Harvard law prof Elizabeth Warren nails it on a Huffpo post:
Pundits talk about "populist rage" as a way to trivialize the anger and fear coursing through the middle class. But they have it wrong. Families understand with crystalline clarity that the rules they have played by are not the same rules that govern Wall Street. They understand that no American family is "too big to fail." They recognize that business models have shifted and that big banks are pulling out all the stops to squeeze families and boost revenues. They understand that their economic security is under assault and that leaving consumer debt effectively unregulated does not work.

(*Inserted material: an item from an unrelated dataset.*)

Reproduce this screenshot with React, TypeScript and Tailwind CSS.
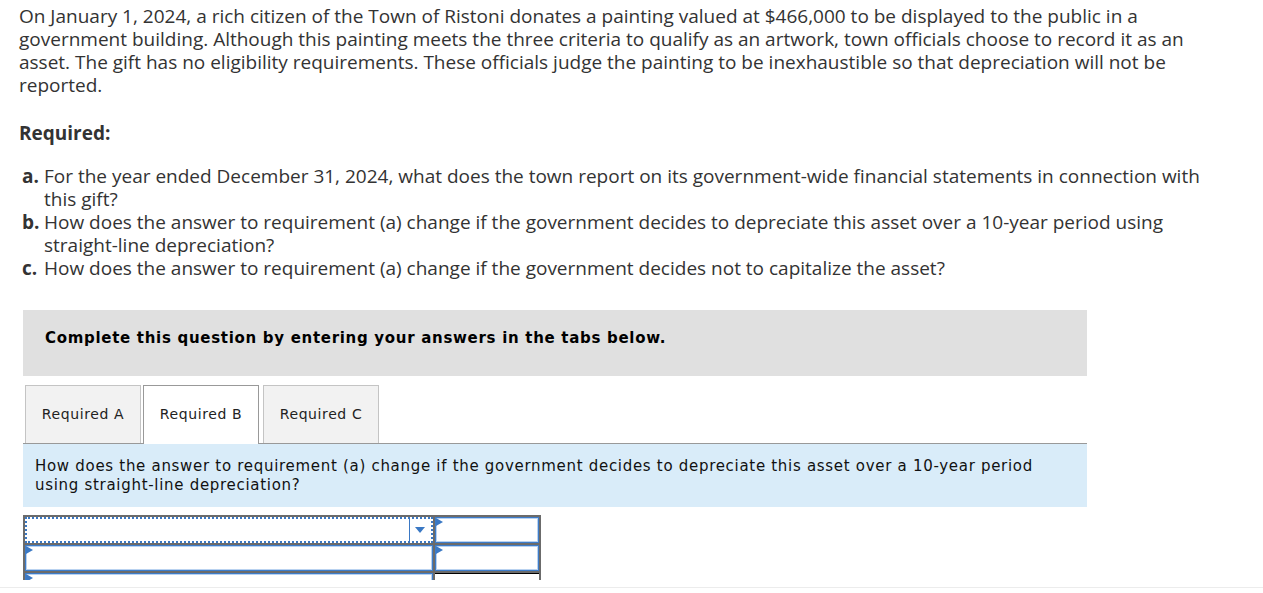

Read it all here. Oddly, it seems like the Ds have conceded that populist rage to the Rs, where it is expressed in the hostility of the Tea Bag Insurgency, which seems to miss the role of Wall Street in the current debacle. The American middle and working class have been under steady siege for 35 years, and it doesn't look to get better. Piece in the paper today about more than 200 jobs lost in Victoria. They apparently weren't great jobs, but they were jobs and now they're gone.

Oystering

Our harbor continues to swarm with out-of-town oyster boats, all stacked on top of the locals. Harbor looks like a mall parking lot, or maybe the way mall parking lots used to look. The problem is a lot of bays up the coast are not in business this season. The situation is noticeable, even to the NYTimes:
When Hurricane Ike slammed into Galveston on Sept. 13 last year, the storm buried nearly 8,000 acres of oyster reefs in sediment from the Bolivar Peninsula, state wildlife officials said. Half of the oyster habitat was wiped out, destroying the livelihood of more than 100 fishing operations.

Read all that here. Taking a living from the water is a hard and unreliable occupation, but I'm grateful that someone continues to do it. Losing our fresh seafood would be losing a good part of the reason to live here. Talk to a shrimper or oysterer, and sooner or later he will get almost poetic about the beauty of the water and the feeling of being in control of their little world when they're working. They cling to their boats and way of life, I have read, in a way that vexes economists, who expect them to abandon their work and find other jobs. I suspect economists don't love their calculations like shrimpers love their bays and boats.

Tuesday, December 1, 2009

Oh, no … not snow


Friend from my much younger days sends along a pic of a red-tailed hawk and some sort of prey. Sez it's shot through his kitchen window, and the bird usually hangs around hoping to pick off a dove or quail. Looks like he got mammal meat this time and can surely use the calories in that snow. My friend says it's the most he's seen in the 23 years he's lived in Alamogordo.
On other snowy fronts, Mike the Pirate sends along a prediction of 20% possibility of snow right there in Evilopolis on Friday. Having driven through that ill-built town in rain, I'm really horrified to think how it would look in snow. The murderous bastards would be stacked up like cordwood beside the freeways. El Paso had the road over the mountain closed and various public facilities out of service in their snow [pretty much the same snow as Alamogordo]. Meantime, here in paradise we continue gray, soggy, and afflicted by the coastal clammy cold that bites to the marrow of the aging bone. I'm ready to bolt for the tropics … but I'm usually ready to bolt for the tropics.